Give the data again exactly as written, skipping any pictures.

§ Data block

>> Start

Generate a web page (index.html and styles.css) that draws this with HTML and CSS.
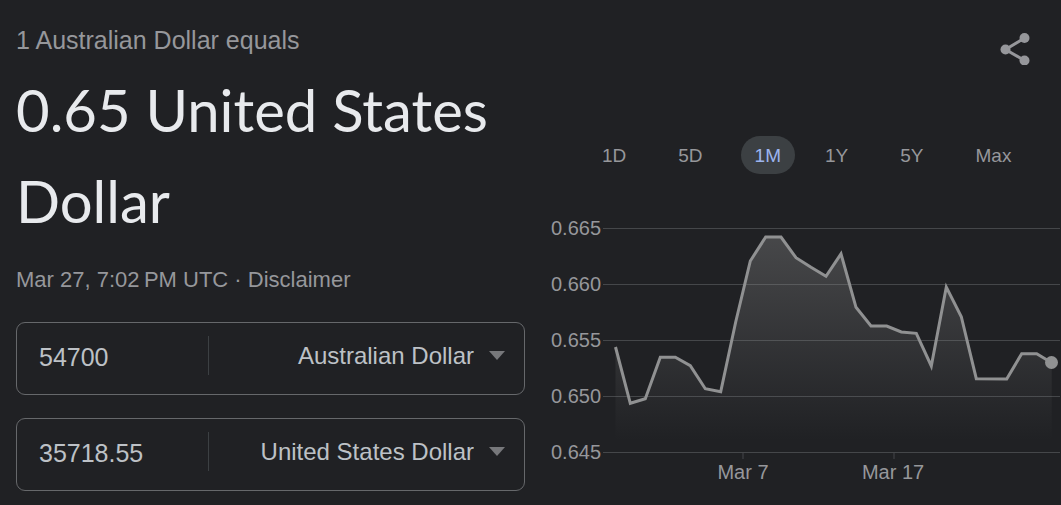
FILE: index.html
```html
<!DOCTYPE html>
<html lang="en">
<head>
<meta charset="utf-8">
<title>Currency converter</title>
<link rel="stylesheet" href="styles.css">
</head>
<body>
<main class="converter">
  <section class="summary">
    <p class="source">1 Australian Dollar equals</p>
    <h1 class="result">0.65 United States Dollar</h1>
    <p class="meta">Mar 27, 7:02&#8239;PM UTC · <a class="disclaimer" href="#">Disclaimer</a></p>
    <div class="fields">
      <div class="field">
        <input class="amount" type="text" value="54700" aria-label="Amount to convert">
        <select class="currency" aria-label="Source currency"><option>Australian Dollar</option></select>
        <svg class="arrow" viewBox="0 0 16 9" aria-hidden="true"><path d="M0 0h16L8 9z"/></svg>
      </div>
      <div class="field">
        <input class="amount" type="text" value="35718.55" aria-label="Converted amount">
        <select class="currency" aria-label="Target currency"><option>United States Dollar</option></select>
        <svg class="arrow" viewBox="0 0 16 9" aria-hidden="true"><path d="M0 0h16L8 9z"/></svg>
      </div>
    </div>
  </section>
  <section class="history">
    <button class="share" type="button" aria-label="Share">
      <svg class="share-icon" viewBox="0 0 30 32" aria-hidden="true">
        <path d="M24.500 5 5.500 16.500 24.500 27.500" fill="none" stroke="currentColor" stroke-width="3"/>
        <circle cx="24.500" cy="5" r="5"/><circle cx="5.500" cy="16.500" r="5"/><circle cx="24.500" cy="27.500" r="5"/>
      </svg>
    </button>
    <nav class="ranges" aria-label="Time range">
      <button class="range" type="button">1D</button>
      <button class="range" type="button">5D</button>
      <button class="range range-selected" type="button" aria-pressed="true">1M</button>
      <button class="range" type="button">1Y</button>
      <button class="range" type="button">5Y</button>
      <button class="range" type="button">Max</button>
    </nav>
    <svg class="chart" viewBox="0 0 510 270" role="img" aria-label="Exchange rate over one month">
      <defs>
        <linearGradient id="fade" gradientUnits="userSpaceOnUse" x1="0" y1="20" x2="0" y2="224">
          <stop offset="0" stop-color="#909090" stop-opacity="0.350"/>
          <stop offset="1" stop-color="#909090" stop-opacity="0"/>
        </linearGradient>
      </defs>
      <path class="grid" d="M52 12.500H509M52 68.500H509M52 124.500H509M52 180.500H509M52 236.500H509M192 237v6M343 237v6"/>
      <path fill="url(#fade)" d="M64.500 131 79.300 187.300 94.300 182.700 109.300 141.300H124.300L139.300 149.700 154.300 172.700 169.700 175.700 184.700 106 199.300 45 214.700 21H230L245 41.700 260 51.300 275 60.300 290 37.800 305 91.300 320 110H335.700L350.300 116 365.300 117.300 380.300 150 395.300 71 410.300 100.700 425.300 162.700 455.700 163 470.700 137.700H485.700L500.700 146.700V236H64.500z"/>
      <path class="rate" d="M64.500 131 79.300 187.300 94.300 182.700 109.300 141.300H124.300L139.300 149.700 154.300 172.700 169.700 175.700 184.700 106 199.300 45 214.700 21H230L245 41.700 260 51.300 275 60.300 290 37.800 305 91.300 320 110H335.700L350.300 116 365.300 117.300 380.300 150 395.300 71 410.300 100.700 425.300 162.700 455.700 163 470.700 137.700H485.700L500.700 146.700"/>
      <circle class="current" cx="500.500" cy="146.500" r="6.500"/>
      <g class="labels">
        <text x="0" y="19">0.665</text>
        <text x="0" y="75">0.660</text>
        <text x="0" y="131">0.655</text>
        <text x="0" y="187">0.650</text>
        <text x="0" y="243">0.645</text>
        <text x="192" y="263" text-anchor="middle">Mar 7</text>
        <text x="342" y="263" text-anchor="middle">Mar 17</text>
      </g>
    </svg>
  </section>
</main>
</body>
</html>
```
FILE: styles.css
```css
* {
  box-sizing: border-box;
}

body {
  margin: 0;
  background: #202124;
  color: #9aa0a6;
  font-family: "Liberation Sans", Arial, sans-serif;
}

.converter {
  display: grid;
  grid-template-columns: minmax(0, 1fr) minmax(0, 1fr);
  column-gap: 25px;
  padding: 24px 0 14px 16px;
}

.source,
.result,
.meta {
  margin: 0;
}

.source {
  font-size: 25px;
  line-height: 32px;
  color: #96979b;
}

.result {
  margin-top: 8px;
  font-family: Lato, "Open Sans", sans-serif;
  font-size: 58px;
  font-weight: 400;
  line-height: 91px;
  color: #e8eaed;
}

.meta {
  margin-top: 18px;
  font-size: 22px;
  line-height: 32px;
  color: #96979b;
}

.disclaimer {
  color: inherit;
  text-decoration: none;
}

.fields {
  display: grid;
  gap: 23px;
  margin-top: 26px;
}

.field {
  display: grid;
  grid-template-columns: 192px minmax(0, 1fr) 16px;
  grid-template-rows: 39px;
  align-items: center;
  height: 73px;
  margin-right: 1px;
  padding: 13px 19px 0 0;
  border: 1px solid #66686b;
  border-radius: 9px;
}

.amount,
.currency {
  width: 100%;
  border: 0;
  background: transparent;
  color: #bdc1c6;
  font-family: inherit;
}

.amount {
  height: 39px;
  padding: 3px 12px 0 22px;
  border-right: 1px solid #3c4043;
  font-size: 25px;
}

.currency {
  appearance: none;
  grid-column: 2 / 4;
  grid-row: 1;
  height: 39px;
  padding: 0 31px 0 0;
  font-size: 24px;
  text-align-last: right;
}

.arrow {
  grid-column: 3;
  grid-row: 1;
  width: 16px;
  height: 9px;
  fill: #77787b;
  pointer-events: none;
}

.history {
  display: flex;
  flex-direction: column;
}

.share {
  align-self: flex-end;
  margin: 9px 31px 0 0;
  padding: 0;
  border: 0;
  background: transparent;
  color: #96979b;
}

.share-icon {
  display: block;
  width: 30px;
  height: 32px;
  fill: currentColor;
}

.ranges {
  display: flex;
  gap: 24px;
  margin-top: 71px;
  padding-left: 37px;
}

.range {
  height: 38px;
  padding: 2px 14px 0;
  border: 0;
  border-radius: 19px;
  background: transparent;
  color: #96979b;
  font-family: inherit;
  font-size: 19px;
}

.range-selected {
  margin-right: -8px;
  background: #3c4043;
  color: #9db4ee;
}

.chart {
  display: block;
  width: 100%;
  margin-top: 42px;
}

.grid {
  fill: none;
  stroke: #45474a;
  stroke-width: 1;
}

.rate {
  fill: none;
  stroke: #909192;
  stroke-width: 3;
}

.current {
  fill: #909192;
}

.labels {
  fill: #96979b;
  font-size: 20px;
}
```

>> End

§ Output of the exercise
Generate a web page (index.html and styles.css) that draws this with HTML and CSS.
FILE: index.html
```html
<!DOCTYPE html>
<html lang="en">
<head>
<meta charset="utf-8">
<title>Currency converter</title>
<link rel="stylesheet" href="styles.css">
</head>
<body>
<main class="converter">
  <section class="summary">
    <p class="source">1 Australian Dollar equals</p>
    <h1 class="result">0.65 United States Dollar</h1>
    <p class="meta">Mar 27, 7:02&#8239;PM UTC · <a class="disclaimer" href="#">Disclaimer</a></p>
    <div class="fields">
      <div class="field">
        <input class="amount" type="text" value="54700" aria-label="Amount to convert">
        <select class="currency" aria-label="Source currency"><option>Australian Dollar</option></select>
        <svg class="arrow" viewBox="0 0 16 9" aria-hidden="true"><path d="M0 0h16L8 9z"/></svg>
      </div>
      <div class="field">
        <input class="amount" type="text" value="35718.55" aria-label="Converted amount">
        <select class="currency" aria-label="Target currency"><option>United States Dollar</option></select>
        <svg class="arrow" viewBox="0 0 16 9" aria-hidden="true"><path d="M0 0h16L8 9z"/></svg>
      </div>
    </div>
  </section>
  <section class="history">
    <button class="share" type="button" aria-label="Share">
      <svg class="share-icon" viewBox="0 0 30 32" aria-hidden="true">
        <path d="M24.500 5 5.500 16.500 24.500 27.500" fill="none" stroke="currentColor" stroke-width="3"/>
        <circle cx="24.500" cy="5" r="5"/><circle cx="5.500" cy="16.500" r="5"/><circle cx="24.500" cy="27.500" r="5"/>
      </svg>
    </button>
    <nav class="ranges" aria-label="Time range">
      <button class="range" type="button">1D</button>
      <button class="range" type="button">5D</button>
      <button class="range range-selected" type="button" aria-pressed="true">1M</button>
      <button class="range" type="button">1Y</button>
      <button class="range" type="button">5Y</button>
      <button class="range" type="button">Max</button>
    </nav>
    <svg class="chart" viewBox="0 0 510 270" role="img" aria-label="Exchange rate over one month">
      <defs>
        <linearGradient id="fade" gradientUnits="userSpaceOnUse" x1="0" y1="20" x2="0" y2="224">
          <stop offset="0" stop-color="#909090" stop-opacity="0.350"/>
          <stop offset="1" stop-color="#909090" stop-opacity="0"/>
        </linearGradient>
      </defs>
      <path class="grid" d="M52 12.500H509M52 68.500H509M52 124.500H509M52 180.500H509M52 236.500H509M192 237v6M343 237v6"/>
      <path fill="url(#fade)" d="M64.500 131 79.300 187.300 94.300 182.700 109.300 141.300H124.300L139.300 149.700 154.300 172.700 169.700 175.700 184.700 106 199.300 45 214.700 21H230L245 41.700 260 51.300 275 60.300 290 37.800 305 91.300 320 110H335.700L350.300 116 365.300 117.300 380.300 150 395.300 71 410.300 100.700 425.300 162.700 455.700 163 470.700 137.700H485.700L500.700 146.700V236H64.500z"/>
      <path class="rate" d="M64.500 131 79.300 187.300 94.300 182.700 109.300 141.300H124.300L139.300 149.700 154.300 172.700 169.700 175.700 184.700 106 199.300 45 214.700 21H230L245 41.700 260 51.300 275 60.300 290 37.800 305 91.300 320 110H335.700L350.300 116 365.300 117.300 380.300 150 395.300 71 410.300 100.700 425.300 162.700 455.700 163 470.700 137.700H485.700L500.700 146.700"/>
      <circle class="current" cx="500.500" cy="146.500" r="6.500"/>
      <g class="labels">
        <text x="0" y="19">0.665</text>
        <text x="0" y="75">0.660</text>
        <text x="0" y="131">0.655</text>
        <text x="0" y="187">0.650</text>
        <text x="0" y="243">0.645</text>
        <text x="192" y="263" text-anchor="middle">Mar 7</text>
        <text x="342" y="263" text-anchor="middle">Mar 17</text>
      </g>
    </svg>
  </section>
</main>
</body>
</html>
```
FILE: styles.css
```css
* {
  box-sizing: border-box;
}

body {
  margin: 0;
  background: #202124;
  color: #9aa0a6;
  font-family: "Liberation Sans", Arial, sans-serif;
}

.converter {
  display: grid;
  grid-template-columns: minmax(0, 1fr) minmax(0, 1fr);
  column-gap: 25px;
  padding: 24px 0 14px 16px;
}

.source,
.result,
.meta {
  margin: 0;
}

.source {
  font-size: 25px;
  line-height: 32px;
  color: #96979b;
}

.result {
  margin-top: 8px;
  font-family: Lato, "Open Sans", sans-serif;
  font-size: 58px;
  font-weight: 400;
  line-height: 91px;
  color: #e8eaed;
}

.meta {
  margin-top: 18px;
  font-size: 22px;
  line-height: 32px;
  color: #96979b;
}

.disclaimer {
  color: inherit;
  text-decoration: none;
}

.fields {
  display: grid;
  gap: 23px;
  margin-top: 26px;
}

.field {
  display: grid;
  grid-template-columns: 192px minmax(0, 1fr) 16px;
  grid-template-rows: 39px;
  align-items: center;
  height: 73px;
  margin-right: 1px;
  padding: 13px 19px 0 0;
  border: 1px solid #66686b;
  border-radius: 9px;
}

.amount,
.currency {
  width: 100%;
  border: 0;
  background: transparent;
  color: #bdc1c6;
  font-family: inherit;
}

.amount {
  height: 39px;
  padding: 3px 12px 0 22px;
  border-right: 1px solid #3c4043;
  font-size: 25px;
}

.currency {
  appearance: none;
  grid-column: 2 / 4;
  grid-row: 1;
  height: 39px;
  padding: 0 31px 0 0;
  font-size: 24px;
  text-align-last: right;
}

.arrow {
  grid-column: 3;
  grid-row: 1;
  width: 16px;
  height: 9px;
  fill: #77787b;
  pointer-events: none;
}

.history {
  display: flex;
  flex-direction: column;
}

.share {
  align-self: flex-end;
  margin: 9px 31px 0 0;
  padding: 0;
  border: 0;
  background: transparent;
  color: #96979b;
}

.share-icon {
  display: block;
  width: 30px;
  height: 32px;
  fill: currentColor;
}

.ranges {
  display: flex;
  gap: 24px;
  margin-top: 71px;
  padding-left: 37px;
}

.range {
  height: 38px;
  padding: 2px 14px 0;
  border: 0;
  border-radius: 19px;
  background: transparent;
  color: #96979b;
  font-family: inherit;
  font-size: 19px;
}

.range-selected {
  margin-right: -8px;
  background: #3c4043;
  color: #9db4ee;
}

.chart {
  display: block;
  width: 100%;
  margin-top: 42px;
}

.grid {
  fill: none;
  stroke: #45474a;
  stroke-width: 1;
}

.rate {
  fill: none;
  stroke: #909192;
  stroke-width: 3;
}

.current {
  fill: #909192;
}

.labels {
  fill: #96979b;
  font-size: 20px;
}
```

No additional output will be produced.